> Instructions to follow
Identify all lines in the listing that include the word "table", and copy them out.

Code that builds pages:
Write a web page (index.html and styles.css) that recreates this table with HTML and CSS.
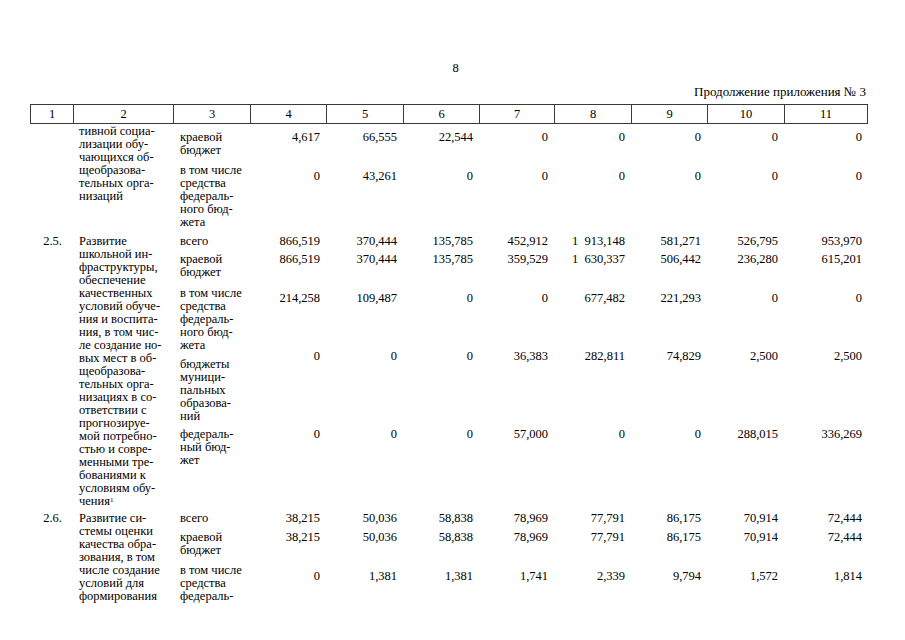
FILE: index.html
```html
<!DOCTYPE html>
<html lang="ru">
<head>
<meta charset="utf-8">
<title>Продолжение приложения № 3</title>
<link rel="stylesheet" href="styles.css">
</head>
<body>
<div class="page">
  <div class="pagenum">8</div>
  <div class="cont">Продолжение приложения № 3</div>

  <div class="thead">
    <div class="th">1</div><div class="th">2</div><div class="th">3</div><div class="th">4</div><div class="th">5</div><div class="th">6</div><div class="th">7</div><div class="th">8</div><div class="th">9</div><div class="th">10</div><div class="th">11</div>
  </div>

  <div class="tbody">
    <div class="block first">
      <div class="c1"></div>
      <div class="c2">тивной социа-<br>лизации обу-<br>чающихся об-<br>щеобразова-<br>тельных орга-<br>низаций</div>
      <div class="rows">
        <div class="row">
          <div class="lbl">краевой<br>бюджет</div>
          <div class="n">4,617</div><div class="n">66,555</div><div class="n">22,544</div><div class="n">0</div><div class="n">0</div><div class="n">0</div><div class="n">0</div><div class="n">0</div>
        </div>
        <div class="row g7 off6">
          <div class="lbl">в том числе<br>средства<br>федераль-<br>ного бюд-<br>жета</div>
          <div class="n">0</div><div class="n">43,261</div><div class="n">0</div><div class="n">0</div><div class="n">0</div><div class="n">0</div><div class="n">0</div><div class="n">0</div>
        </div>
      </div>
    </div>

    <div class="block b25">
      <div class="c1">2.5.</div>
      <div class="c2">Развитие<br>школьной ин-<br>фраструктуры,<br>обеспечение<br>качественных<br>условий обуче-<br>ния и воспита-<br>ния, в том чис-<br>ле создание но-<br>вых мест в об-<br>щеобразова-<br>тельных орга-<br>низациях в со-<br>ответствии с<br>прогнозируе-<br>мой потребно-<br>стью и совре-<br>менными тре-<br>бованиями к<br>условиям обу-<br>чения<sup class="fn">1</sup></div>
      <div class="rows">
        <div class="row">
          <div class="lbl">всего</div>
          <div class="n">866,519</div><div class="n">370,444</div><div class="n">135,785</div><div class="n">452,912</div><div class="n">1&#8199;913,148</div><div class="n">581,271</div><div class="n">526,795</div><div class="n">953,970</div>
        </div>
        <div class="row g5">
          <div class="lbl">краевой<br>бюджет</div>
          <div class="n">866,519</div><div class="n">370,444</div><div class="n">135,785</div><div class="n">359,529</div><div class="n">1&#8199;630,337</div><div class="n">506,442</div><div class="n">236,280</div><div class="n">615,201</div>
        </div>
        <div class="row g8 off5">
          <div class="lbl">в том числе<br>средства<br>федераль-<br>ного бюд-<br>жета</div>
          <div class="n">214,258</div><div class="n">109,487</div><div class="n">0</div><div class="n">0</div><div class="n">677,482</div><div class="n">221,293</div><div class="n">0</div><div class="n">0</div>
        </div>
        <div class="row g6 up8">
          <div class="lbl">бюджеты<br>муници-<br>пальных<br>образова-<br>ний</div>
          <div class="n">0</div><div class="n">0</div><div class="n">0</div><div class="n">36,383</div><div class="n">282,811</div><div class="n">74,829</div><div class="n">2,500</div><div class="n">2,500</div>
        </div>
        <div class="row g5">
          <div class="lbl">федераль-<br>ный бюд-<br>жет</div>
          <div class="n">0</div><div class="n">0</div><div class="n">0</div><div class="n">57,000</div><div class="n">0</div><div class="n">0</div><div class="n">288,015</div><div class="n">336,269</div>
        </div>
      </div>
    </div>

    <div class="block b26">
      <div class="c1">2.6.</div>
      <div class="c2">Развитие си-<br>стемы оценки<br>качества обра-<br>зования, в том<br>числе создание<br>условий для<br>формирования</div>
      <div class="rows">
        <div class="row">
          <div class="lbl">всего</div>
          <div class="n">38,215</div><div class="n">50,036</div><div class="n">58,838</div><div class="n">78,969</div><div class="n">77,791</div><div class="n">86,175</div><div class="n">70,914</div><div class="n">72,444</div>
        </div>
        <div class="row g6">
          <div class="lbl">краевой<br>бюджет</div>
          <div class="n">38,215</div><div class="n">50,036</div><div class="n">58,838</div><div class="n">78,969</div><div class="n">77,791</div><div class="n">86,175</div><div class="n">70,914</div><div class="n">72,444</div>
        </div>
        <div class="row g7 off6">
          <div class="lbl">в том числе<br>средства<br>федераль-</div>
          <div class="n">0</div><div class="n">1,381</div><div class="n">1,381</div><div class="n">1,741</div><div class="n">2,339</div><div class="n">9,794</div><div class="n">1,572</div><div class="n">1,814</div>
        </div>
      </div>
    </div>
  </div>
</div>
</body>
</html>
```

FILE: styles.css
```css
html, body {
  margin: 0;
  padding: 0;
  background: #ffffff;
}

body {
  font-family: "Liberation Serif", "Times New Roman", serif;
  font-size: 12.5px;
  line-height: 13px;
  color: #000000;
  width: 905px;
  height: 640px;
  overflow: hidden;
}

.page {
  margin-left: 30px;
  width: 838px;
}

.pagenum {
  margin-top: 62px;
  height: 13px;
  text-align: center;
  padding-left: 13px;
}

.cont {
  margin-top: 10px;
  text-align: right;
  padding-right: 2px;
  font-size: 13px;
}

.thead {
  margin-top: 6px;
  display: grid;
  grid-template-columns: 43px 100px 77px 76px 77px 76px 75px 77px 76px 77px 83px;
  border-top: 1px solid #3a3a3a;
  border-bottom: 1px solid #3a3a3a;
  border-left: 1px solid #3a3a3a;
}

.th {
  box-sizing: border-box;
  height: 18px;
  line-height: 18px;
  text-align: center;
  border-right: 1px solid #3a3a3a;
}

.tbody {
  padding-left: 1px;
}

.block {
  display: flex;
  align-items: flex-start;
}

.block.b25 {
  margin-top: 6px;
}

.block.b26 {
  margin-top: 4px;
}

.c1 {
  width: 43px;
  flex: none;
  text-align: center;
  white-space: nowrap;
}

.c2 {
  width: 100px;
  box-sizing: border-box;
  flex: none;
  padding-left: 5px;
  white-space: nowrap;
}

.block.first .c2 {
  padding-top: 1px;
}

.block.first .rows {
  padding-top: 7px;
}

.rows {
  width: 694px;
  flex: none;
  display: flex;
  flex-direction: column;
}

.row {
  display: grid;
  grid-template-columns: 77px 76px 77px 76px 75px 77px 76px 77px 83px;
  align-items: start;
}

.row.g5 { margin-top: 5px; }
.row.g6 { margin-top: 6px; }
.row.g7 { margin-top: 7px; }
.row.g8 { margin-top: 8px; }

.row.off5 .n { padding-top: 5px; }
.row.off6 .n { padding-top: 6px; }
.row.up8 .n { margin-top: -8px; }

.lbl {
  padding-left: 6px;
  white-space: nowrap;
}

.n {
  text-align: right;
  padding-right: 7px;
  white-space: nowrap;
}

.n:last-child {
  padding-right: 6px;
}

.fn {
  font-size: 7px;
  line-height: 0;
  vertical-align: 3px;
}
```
---
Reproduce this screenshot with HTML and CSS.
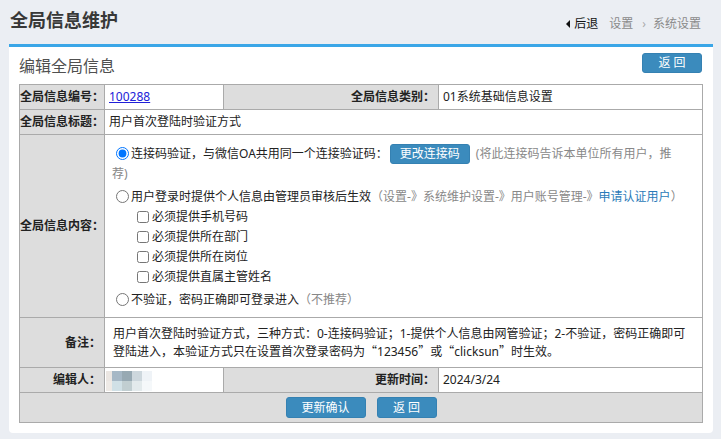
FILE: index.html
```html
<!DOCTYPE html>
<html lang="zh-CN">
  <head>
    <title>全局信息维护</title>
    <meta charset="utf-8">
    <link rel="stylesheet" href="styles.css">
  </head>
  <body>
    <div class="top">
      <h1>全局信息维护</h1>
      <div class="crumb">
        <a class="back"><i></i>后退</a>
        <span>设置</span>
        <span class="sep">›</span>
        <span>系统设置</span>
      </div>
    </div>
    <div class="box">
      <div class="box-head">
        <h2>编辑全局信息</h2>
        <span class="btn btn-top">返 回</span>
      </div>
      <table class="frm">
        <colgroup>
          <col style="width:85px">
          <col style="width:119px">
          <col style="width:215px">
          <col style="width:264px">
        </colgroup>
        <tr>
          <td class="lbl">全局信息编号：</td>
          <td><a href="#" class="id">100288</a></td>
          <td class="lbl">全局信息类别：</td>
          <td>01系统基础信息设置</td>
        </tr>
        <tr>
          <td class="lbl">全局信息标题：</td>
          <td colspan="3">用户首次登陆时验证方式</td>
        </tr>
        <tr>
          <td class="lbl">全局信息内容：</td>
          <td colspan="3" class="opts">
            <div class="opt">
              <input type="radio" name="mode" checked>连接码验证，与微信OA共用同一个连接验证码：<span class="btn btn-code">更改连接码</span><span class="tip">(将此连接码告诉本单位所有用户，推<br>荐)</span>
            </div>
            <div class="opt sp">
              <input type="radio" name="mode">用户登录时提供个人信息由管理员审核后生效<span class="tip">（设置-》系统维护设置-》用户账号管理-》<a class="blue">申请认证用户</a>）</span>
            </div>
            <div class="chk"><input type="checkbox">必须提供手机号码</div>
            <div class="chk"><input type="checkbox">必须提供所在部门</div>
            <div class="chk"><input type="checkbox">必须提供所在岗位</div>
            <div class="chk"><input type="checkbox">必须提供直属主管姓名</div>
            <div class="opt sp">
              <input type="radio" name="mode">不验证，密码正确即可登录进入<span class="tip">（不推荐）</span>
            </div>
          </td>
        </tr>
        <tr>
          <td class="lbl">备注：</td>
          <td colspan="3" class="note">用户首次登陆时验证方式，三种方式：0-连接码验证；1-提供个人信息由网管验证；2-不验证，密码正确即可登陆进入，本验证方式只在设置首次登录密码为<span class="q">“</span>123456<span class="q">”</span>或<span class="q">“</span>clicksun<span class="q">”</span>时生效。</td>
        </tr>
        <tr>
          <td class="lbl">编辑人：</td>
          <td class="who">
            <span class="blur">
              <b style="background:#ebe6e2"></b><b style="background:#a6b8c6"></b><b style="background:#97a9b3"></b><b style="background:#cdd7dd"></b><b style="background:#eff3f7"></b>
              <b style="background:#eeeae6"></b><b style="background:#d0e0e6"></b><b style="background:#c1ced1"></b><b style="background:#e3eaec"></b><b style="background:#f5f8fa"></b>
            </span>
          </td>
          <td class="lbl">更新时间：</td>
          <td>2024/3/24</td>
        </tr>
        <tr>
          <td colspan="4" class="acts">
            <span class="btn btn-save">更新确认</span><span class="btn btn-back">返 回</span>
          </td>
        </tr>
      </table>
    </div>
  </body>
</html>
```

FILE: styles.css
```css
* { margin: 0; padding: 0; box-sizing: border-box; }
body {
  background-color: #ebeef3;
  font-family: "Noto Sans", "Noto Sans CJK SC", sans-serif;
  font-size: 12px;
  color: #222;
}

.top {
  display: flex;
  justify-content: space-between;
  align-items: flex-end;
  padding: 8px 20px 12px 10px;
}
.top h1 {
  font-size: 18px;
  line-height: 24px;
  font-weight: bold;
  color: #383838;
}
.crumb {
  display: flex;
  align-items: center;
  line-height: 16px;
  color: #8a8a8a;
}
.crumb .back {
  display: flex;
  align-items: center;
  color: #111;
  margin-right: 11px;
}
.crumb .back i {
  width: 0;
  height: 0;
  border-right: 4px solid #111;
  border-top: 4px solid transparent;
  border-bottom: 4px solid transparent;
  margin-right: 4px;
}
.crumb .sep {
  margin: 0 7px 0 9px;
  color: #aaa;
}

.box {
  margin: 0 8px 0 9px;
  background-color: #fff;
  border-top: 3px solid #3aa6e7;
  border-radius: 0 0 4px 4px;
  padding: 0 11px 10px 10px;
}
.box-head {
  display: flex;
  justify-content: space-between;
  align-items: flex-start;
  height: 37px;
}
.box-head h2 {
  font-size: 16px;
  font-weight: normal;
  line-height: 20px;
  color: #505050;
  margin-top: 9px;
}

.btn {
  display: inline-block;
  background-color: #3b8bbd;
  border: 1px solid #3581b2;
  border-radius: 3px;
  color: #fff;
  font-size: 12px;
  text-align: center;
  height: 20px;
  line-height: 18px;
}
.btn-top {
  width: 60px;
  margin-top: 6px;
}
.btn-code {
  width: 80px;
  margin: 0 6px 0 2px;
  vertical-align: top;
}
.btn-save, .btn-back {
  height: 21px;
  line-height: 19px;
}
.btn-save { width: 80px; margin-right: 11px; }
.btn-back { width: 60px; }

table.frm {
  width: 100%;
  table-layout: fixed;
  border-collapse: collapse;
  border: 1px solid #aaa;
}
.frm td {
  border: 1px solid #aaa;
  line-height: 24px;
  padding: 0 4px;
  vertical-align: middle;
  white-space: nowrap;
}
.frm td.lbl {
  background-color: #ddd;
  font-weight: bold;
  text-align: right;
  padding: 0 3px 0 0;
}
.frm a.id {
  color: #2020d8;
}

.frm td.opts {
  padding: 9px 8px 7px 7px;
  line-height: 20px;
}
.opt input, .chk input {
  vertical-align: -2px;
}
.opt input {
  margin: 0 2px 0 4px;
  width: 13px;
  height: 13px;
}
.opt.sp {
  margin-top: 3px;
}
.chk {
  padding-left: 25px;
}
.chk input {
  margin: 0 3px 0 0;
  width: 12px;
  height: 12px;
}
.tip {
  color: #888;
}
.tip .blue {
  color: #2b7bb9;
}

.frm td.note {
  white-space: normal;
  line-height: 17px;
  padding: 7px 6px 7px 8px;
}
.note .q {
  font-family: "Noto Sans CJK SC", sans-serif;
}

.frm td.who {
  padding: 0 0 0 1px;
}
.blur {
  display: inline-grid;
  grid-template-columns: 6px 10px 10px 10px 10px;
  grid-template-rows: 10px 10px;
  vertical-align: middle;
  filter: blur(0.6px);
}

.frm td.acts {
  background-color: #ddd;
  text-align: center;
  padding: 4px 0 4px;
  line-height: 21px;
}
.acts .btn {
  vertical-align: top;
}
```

> Final answer
Write a web page (index.html and styles.css) that recreates this table with HTML and CSS.
      <table class="frm">
      </table>
table.frm {
  table-layout: fixed;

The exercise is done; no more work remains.